Figuras como las de Trump, Milei o Bukele coinciden además en los cónclaves que organiza la internacional reaccionaria que se nuclea desde hace años en la Conferencia Política de Acción Conservadora (CPAC). No hay dudas de que la sola presencia de Trump en la Oficina Oval legítima y envalentona a las fuerzas más reaccionarias de la región, desembozadas como no lo estaban desde la política contrainsurgente del Plan Cóndor.

En un segundo grupo encontramos lo que Trump definió hace años como el “eje del mal” de la región: los gobiernos de Venezuela, Cuba y Nicaragua. La llamada “troika tiránica” puede esperar, previsiblemente, un ajuste de tuercas de las políticas preferidas para propiciar el “cambio de régimen”: las medidas coercitivas unilaterales, las mal llamadas “sanciones económicas”. En el caso de Venezuela, las sanciones sobre PDVSA y su vital industria petrolera se relajaron parcialmente en los últimos años, más que por convicción demócrata por las necesidades impuestas por la guerra ruso-ucraniana. ¿Apoyará Trump de manera más entusiasta todavía a la belicosa oposición local?

Lo mismo vale para Cuba, el bloqueo económico extraterritorial y su ubicación en la lista de presuntos Estados “patrocinadores del terrorismo”. La política de acercamiento de los tiempos de Obama quedó definitivamente sepultada durante los gobiernos de Trump y Biden, y cabe esperar aquí o bien una continuidad sin matices o bien cambios que hagan aún más asfixiante la presión sobre la isla. Además, el objetivo prioritario de Trump será combatir el ascenso irrefrenable de China, muy gravitante en estos países en términos diplomáticos, pero también a través de créditos, infraestructuras e inversiones cuantiosas.

En tercer lugar, con relaciones y circunstancias mucho más heterogéneas, podemos mencionar a los gobiernos de la llamada “segunda ola progresista”. Un caso peculiar en este grupo es México, cuya economía es mutua pero asimétricamente dependiente de la de los Estados Unidos por virtud de los tratados de libre comercio de América del Norte (primero el TLCAN, luego renegociado en 2020 bajo la sigla de T-MEC). Aquí el asunto más espinoso será la política migratoria, chivo expiatorio favorito de Trump para seducir a las pauperizadas y disconformes clases trabajadores blancas del país, que se sienten “reemplazas” en términos laborales y demográficos. Igual de problemática será la renegociación del T-MEC en el año 2026, que corresponderá al flamante gobierno de Claudia Sheinbaum y a un proteccionista como Trump.

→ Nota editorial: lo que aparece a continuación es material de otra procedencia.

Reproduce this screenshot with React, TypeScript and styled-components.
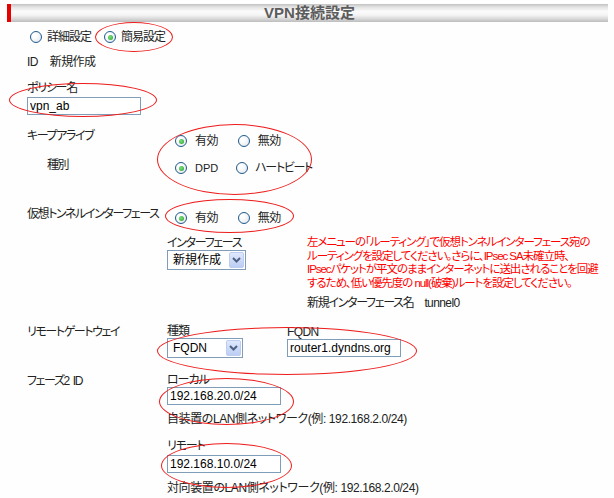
import styled, { createGlobalStyle } from "styled-components";

const GlobalStyle = createGlobalStyle`
  html, body {
    margin: 0;
    padding: 0;
    background: #fdfefd;
  }
  body {
    font-family: "Liberation Sans", "Noto Sans CJK JP", sans-serif;
    font-size: 12px;
    line-height: 14px;
    color: #222;
    font-feature-settings: "palt";
    letter-spacing: -0.6px;
  }
`;

export default function App() {
  return (
    <>
      <GlobalStyle />
      <Page>
        <Header>VPN接続設定</Header>

        <ModeRow>
          <Option $gap={5}>
            <Radio />
            詳細設定
          </Option>
          <Option $gap={5}>
            <Radio $checked />
            簡易設定
          </Option>
        </ModeRow>

        <IdRow>
          <span>ID</span>
          <span>新規作成</span>
        </IdRow>

        <Field>
          <Kana>ポリシー名</Kana>
          <TextInput defaultValue="vpn_ab" />
        </Field>

        <FormRow $mt={14}>
          <RowLabel>キープアライブ</RowLabel>
          <RadioGroup $mt={5} $gap={20}>
            <Option $gap={8}>
              <Radio $checked />
              有効
            </Option>
            <Option $gap={8}>
              <Radio />
              無効
            </Option>
          </RadioGroup>
        </FormRow>

        <FormRow $mt={10}>
          <RowLabel $indent={20}>種別</RowLabel>
          <RadioGroup $mt={3} $gap={18}>
            <Option $gap={8}>
              <Radio $checked />
              <Small>DPD</Small>
            </Option>
            <Option $gap={7}>
              <Radio />
              <Kana>ハートビート</Kana>
            </Option>
          </RadioGroup>
        </FormRow>

        <FormRow $mt={32}>
          <RowLabel>仮想トンネルインターフェース</RowLabel>
          <RadioGroup $mt={4} $gap={20}>
            <Option $gap={8}>
              <Radio $checked />
              有効
            </Option>
            <Option $gap={8}>
              <Radio />
              無効
            </Option>
          </RadioGroup>
        </FormRow>

        <InterfaceBlock>
          <FieldColumn $w={140}>
            <Kana>インターフェース</Kana>
            <SelectBox $w={79}>
              <span>新規作成</span>
              <SelectArrow>
                <Chevron />
              </SelectArrow>
            </SelectBox>
          </FieldColumn>
          <Notice>
            左メニューの「ルーティング」で仮想トンネルインターフェース宛の
            <br />
            ルーティングを設定してください。さらに、IPsec SA未確立時、
            <br />
            IPsecパケットが平文のままインターネットに送出されることを回避
            <br />
            するため、低い優先度の null(破棄)ルートを設定してください。
          </Notice>
        </InterfaceBlock>

        <InterfaceName>
          <Kana>新規インターフェース名</Kana>
          <span>tunnel0</span>
        </InterfaceName>

        <FormRow $mt={15}>
          <RowLabel $w={140}>リモートゲートウェイ</RowLabel>
          <FieldColumn $w={120}>
            <TightLabel>種類</TightLabel>
            <SelectBox $w={76}>
              <span>FQDN</span>
              <SelectArrow>
                <Chevron />
              </SelectArrow>
            </SelectBox>
          </FieldColumn>
          <FieldColumn>
            <span>FQDN</span>
            <TextInput defaultValue="router1.dyndns.org" />
          </FieldColumn>
        </FormRow>

        <FormRow $mt={16}>
          <RowLabel $w={140}>
            フェーズ2<Gap />ID
          </RowLabel>
          <FieldColumn>
            <TightLabel>ローカル</TightLabel>
            <TextInput defaultValue="192.168.20.0/24" />
            <Hint $mt={7}>自装置のLAN側ネットワーク(例: 192.168.2.0/24)</Hint>
            <SubLabel>リモート</SubLabel>
            <TextInput defaultValue="192.168.10.0/24" />
            <Hint $mt={8}>対向装置のLAN側ネットワーク(例: 192.168.2.0/24)</Hint>
          </FieldColumn>
        </FormRow>

        <Mark $x={95} $y={22} $w={78} $h={30} />
        <Mark $x={9} $y={83} $w={148} $h={34} />
        <Mark $x={157} $y={124} $w={155} $h={71} />
        <Mark $x={165} $y={199} $w={129} $h={34} />
        <Mark $x={157} $y={327} $w={260} $h={48} />
        <Mark $x={159} $y={378} $w={135} $h={47} />
        <Mark $x={161} $y={443} $w={131} $h={45} />
      </Page>
    </>
  );
}

function Chevron() {
  return (
    <svg width="9" height="6" viewBox="0 0 9 6">
      <path d="M1 1 L4.5 4.5 L8 1" fill="none" stroke="#4d6185" strokeWidth="2" />
    </svg>
  );
}

const Page = styled.div`
  position: relative;
  width: 614px;
  height: 498px;
  overflow: hidden;
`;

const Header = styled.div`
  margin: 4px 6px 0 7px;
  height: 18px;
  border-left: 4px solid #e60000;
  background: linear-gradient(
    to bottom,
    #c2c2c2 0%,
    #e4e4e4 18%,
    #fbfbfb 42%,
    #f4f4f4 62%,
    #d6d6d6 84%,
    #bcbcbc 100%
  );
  display: flex;
  align-items: center;
  justify-content: center;
  font-size: 15px;
  font-weight: bold;
  color: #5c5c5c;
  letter-spacing: 0;
`;

const ModeRow = styled.div`
  display: flex;
  align-items: center;
  gap: 13px;
  height: 14px;
  margin-top: 8px;
  padding-left: 30px;
  letter-spacing: -1px;
`;

const Option = styled.label<{ $gap: number }>`
  display: inline-flex;
  align-items: center;
  gap: ${(p) => p.$gap}px;
  white-space: nowrap;
`;

const Radio = styled.span<{ $checked?: boolean }>`
  position: relative;
  width: 12px;
  height: 12px;
  box-sizing: border-box;
  border: 1px solid #1f5a8c;
  border-radius: 50%;
  background: radial-gradient(circle at 35% 35%, #ffffff 20%, #dde2ea 100%);
  flex-shrink: 0;

  &::after {
    content: "";
    display: ${(p) => (p.$checked ? "block" : "none")};
    position: absolute;
    left: 2.5px;
    top: 2.5px;
    width: 5px;
    height: 5px;
    border-radius: 50%;
    background: radial-gradient(circle at 40% 40%, #7ee07e, #21a021);
  }
`;

const Kana = styled.span`
  letter-spacing: -1.3px;
`;

const Gap = styled.span`
  display: inline-block;
  width: 4px;
`;

const Small = styled.span`
  font-size: 11px;
  letter-spacing: 0;
`;

const IdRow = styled.div`
  display: flex;
  gap: 12px;
  margin-top: 11px;
  padding-left: 27px;
`;

const Field = styled.div`
  display: flex;
  flex-direction: column;
  align-items: flex-start;
  gap: 2px;
  margin-top: 12px;
  padding-left: 27px;
`;

const TextInput = styled.input`
  width: 114px;
  height: 18px;
  box-sizing: border-box;
  margin: 0;
  padding: 0 2px;
  border: 1px solid #7f9db9;
  background: #fff;
  font-family: "Liberation Sans", "Noto Sans CJK JP", sans-serif;
  font-size: 12px;
  letter-spacing: 0;
  color: #000;
  outline: none;
`;

const FormRow = styled.div<{ $mt: number }>`
  display: flex;
  align-items: flex-start;
  margin-top: ${(p) => p.$mt}px;
  padding-left: 27px;
`;

const RowLabel = styled.div<{ $indent?: number; $w?: number }>`
  width: ${(p) => p.$w ?? 148}px;
  padding-left: ${(p) => p.$indent ?? 0}px;
  box-sizing: border-box;
  flex-shrink: 0;
  white-space: nowrap;
  letter-spacing: -1.4px;
`;

const RadioGroup = styled.div<{ $mt: number; $gap: number }>`
  display: flex;
  align-items: center;
  gap: ${(p) => p.$gap}px;
  height: 14px;
  margin-top: ${(p) => p.$mt}px;
`;

const InterfaceBlock = styled.div`
  display: flex;
  align-items: flex-start;
  margin-top: 11px;
  padding-left: 167px;
`;

const FieldColumn = styled.div<{ $w?: number }>`
  display: flex;
  flex-direction: column;
  align-items: flex-start;
  width: ${(p) => (p.$w ? `${p.$w}px` : "auto")};
  flex-shrink: 0;
  white-space: nowrap;
`;

const TightLabel = styled.span`
  line-height: 13px;
  letter-spacing: -1px;
`;

const SubLabel = styled.span`
  margin-top: 13px;
  margin-bottom: 2px;
  letter-spacing: -1.2px;
`;

const Hint = styled.span<{ $mt: number }>`
  margin-top: ${(p) => p.$mt}px;
  letter-spacing: -0.4px;
`;

const SelectBox = styled.div<{ $w: number }>`
  display: flex;
  align-items: center;
  justify-content: space-between;
  width: ${(p) => p.$w}px;
  height: 20px;
  box-sizing: border-box;
  padding: 0 1px 0 5px;
  border: 1px solid #7f9db9;
  background: #fff;
  font-size: 12px;
  letter-spacing: 0;
  color: #000;
`;

const SelectArrow = styled.span`
  display: flex;
  align-items: center;
  justify-content: center;
  width: 15px;
  height: 16px;
  box-sizing: border-box;
  border: 1px solid #bccdf2;
  border-radius: 2px;
  background: linear-gradient(to bottom, #dfe8fc, #bccdf3);
`;

const Notice = styled.div`
  color: #ff0000;
  font-size: 11.5px;
  line-height: 13.5px;
  white-space: nowrap;
  letter-spacing: -1.05px;
`;

const InterfaceName = styled.div`
  display: flex;
  gap: 11px;
  margin-top: 6px;
  padding-left: 307px;
`;

const Mark = styled.div<{ $x: number; $y: number; $w: number; $h: number }>`
  position: absolute;
  left: ${(p) => p.$x}px;
  top: ${(p) => p.$y}px;
  width: ${(p) => p.$w}px;
  height: ${(p) => p.$h}px;
  box-sizing: border-box;
  border: 1px solid #ee1c1c;
  border-radius: 50%;
  pointer-events: none;
`;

Pero la cuestión migratoria no es sólo clave para la nutrida comunidad mexicana al norte del Río Bravo: resulta igual de vital para los países centroamericanos del llamado Triángulo Norte (Honduras, El Salvador y Guatemala), así como para muchas islas caribeñas. En el caso notable de Haití la preocupación del país radica en las amenazas republicanas de cancelar el Estatuto de Protección Temporal de que goza el país, lo que podría ocasionar deportaciones masivas hacia la nación más empobrecida de todo el hemisferio. Muchas otras islas se encuentran en una situación similar. Para contener la presión migratoria, Trump podrá contar con la asistencia del gobierno conservador de José Raúl Mulino en Panamá, quien prometió blindar la selva del Darién, por la que anualmente se desplazan cientos de miles de migrantes latinoamericanos y caribeños con rumbo a los Estados Unidos.

Otro caso es Brasil, dado que Itamaraty se ha mostrado históricamente más próxima a los demócratas que a los republicanos, lo que se relaciona en la actualidad con dos hechos significativos. En primer lugar con el total alineamiento entre Trump y Jair Bolsonaro, principal contradictor de los gobiernos del Partido de los Trabajadores. Pero también con la participación protagónica de Lula da Silva en la construcción y expansión de los BRICS, principal amenaza a la tentativa estadounidense de recrear un mundo unilateral que trasluce la consigna del make América great again.

En el caso de Colombia el principal eje de colisión será, sin dudas, la política medioambiental. El gobierno de Gustavo Petro ha hecho del combate y sensibilización en torno a la crisis climática la principal divisa de su gobierno, y acaba de cerrar una apuesta muy fuerte con la celebración de la COP16 en la ciudad de Cali. En las antípodas, Trump es un conocido negacionista del cambio climático, descree de la política de descarbonización y es un promotor entusiasta del fracking. De aquí sólo pueden surgir choques y malentendidos. Queda por ver cuál será la política del establishment frente a las tentativas destituyentes en proceso contra el gobierno del Pacto Histórico.

Independientemente de la orientación y las simpatías de cada gobierno, y del nivel de intervencionismo que asuma Trump de cara a América Latina, su política tiene una serie de metas inalterables: subir aranceles, proteger los empleos locales, limitar la competencia migratoria, relocalizar industrias y repatriar capitales. Paradójicamente, esto traerá dolores de cabeza no sólo para sus más firmes detractores, sino también para muchos de sus aliados y subalternos ideológicos en la región.